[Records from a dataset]
==*==

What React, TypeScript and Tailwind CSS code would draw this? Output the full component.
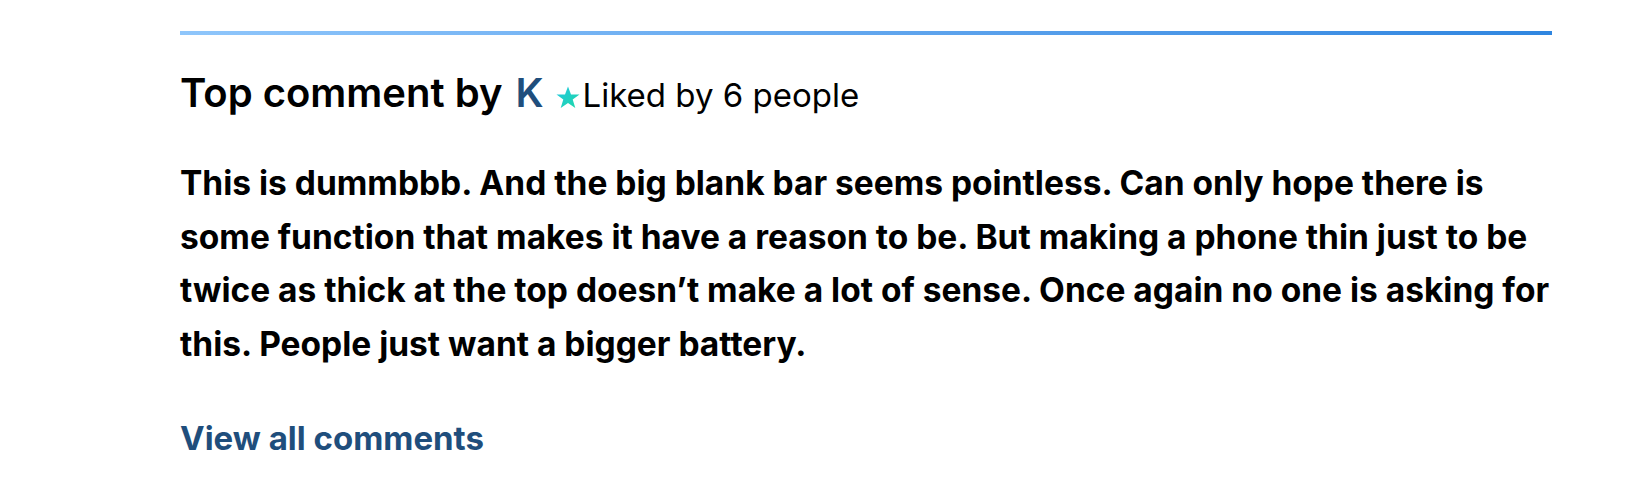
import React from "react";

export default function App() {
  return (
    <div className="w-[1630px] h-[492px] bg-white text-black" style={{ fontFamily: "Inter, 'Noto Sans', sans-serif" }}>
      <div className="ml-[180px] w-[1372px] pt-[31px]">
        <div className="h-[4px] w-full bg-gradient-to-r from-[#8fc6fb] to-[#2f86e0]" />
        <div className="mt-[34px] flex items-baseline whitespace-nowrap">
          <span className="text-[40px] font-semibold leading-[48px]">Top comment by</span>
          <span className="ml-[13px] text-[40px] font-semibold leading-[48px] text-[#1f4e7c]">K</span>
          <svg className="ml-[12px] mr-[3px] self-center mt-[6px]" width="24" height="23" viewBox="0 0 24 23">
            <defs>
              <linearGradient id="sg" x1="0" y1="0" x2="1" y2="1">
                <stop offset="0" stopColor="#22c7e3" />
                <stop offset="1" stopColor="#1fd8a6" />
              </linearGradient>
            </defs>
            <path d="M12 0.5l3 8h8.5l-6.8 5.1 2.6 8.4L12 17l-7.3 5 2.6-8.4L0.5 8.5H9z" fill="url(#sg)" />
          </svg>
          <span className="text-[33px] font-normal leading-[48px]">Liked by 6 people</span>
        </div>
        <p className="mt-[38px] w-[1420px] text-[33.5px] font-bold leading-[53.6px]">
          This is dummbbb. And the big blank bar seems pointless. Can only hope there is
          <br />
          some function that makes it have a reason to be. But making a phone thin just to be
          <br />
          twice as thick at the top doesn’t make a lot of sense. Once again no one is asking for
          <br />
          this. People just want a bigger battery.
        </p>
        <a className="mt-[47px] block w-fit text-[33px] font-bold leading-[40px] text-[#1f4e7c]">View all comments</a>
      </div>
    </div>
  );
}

==*==

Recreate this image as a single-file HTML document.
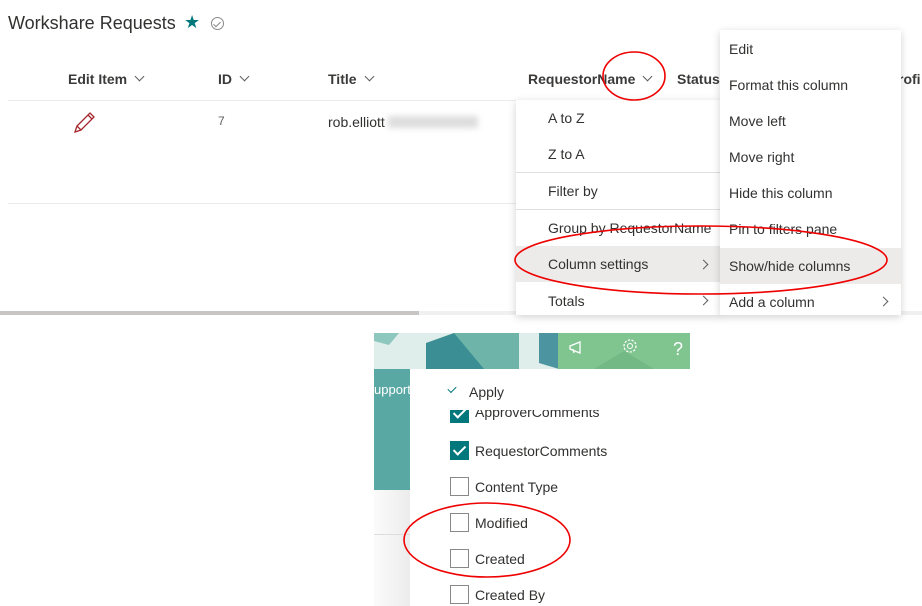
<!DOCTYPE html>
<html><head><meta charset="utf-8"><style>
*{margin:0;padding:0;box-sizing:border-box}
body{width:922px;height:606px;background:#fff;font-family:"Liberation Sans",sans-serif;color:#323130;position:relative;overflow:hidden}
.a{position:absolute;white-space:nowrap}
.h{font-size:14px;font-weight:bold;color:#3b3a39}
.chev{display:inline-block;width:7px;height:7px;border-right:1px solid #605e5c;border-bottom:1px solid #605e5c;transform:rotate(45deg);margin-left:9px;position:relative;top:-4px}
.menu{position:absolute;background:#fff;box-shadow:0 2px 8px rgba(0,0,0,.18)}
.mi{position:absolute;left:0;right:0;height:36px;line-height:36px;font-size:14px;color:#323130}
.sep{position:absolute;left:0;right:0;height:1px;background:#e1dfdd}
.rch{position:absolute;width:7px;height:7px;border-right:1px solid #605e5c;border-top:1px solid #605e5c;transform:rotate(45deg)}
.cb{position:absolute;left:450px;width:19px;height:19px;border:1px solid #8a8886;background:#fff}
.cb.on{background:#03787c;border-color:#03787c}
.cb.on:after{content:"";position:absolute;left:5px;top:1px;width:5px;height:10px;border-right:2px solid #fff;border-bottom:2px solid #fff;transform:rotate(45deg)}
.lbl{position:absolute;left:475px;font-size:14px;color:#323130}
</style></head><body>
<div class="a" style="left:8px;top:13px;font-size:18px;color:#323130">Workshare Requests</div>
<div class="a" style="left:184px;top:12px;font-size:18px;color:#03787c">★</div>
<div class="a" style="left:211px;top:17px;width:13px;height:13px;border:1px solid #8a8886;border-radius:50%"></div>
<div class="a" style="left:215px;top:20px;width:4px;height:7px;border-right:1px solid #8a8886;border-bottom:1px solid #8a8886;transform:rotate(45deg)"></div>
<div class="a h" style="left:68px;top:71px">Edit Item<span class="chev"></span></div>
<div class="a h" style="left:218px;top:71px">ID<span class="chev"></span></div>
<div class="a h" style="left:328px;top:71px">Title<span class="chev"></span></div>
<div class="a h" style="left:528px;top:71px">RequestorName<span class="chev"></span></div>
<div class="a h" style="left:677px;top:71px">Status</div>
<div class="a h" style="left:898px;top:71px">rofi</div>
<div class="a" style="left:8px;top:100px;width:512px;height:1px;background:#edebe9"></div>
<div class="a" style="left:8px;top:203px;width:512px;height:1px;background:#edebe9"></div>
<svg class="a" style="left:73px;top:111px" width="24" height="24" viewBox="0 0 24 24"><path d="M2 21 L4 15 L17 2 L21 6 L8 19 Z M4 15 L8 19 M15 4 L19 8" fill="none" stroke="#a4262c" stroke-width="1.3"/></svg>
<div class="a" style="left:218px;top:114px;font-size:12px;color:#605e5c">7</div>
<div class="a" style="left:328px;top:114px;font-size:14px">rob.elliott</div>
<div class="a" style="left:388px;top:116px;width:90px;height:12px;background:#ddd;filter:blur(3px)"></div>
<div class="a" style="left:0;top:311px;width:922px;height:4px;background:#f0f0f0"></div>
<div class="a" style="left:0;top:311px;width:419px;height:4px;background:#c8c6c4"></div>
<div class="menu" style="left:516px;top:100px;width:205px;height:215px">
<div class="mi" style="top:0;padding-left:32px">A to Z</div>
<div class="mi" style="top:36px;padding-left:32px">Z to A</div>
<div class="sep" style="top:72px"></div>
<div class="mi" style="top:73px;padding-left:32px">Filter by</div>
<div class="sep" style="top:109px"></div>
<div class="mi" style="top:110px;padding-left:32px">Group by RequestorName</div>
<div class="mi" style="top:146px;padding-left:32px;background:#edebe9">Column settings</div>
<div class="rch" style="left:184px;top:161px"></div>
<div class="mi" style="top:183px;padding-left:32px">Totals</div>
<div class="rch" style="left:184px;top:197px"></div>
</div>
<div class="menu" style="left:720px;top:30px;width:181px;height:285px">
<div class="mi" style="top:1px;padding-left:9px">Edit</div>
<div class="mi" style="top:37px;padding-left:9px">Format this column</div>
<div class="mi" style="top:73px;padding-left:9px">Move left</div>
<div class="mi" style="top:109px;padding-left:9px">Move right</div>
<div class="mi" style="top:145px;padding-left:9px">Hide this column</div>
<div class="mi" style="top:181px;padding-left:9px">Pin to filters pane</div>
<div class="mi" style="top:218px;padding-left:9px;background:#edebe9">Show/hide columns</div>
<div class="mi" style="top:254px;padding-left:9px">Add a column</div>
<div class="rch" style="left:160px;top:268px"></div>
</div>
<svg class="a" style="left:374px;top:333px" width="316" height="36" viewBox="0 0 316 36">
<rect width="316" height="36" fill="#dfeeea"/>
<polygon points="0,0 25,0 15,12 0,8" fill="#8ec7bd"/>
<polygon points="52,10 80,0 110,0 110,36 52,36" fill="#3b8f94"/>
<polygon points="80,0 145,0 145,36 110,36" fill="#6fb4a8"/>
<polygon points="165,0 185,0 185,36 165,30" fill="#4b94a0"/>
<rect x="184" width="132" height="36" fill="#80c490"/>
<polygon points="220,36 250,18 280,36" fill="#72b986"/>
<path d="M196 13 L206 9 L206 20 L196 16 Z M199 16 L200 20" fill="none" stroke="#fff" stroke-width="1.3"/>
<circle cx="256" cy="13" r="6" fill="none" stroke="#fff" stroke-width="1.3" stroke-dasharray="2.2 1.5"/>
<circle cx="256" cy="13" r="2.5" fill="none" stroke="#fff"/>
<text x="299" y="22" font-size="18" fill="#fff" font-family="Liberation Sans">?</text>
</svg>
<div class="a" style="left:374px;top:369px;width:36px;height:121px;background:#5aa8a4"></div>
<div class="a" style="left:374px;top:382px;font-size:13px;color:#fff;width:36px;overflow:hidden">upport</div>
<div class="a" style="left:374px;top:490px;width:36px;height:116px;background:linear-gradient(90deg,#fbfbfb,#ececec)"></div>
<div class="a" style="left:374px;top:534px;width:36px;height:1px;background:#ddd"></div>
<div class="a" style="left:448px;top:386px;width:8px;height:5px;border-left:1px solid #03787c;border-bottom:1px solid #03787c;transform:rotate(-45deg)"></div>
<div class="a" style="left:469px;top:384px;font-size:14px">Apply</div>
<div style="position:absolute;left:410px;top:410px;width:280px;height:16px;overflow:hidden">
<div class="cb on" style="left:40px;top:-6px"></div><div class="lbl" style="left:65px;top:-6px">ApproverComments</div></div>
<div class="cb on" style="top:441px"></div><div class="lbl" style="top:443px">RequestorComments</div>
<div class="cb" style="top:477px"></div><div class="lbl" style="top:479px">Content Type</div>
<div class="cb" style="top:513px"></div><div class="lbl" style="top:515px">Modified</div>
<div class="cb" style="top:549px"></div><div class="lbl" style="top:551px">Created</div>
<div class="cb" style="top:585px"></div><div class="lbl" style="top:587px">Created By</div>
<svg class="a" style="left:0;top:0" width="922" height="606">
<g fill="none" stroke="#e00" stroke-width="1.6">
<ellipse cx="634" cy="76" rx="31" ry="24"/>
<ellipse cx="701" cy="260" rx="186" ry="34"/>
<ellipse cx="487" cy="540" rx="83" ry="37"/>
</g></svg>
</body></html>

==*==

● **STATED TASK**: Transcribe exactly the lines between the one containing "What React, TypeScript" and the one containing "import React from", counting both ends. Pictures are not copied.

● **RESULT BELOW**:
What React, TypeScript and Tailwind CSS code would draw this? Output the full component.
import React from "react";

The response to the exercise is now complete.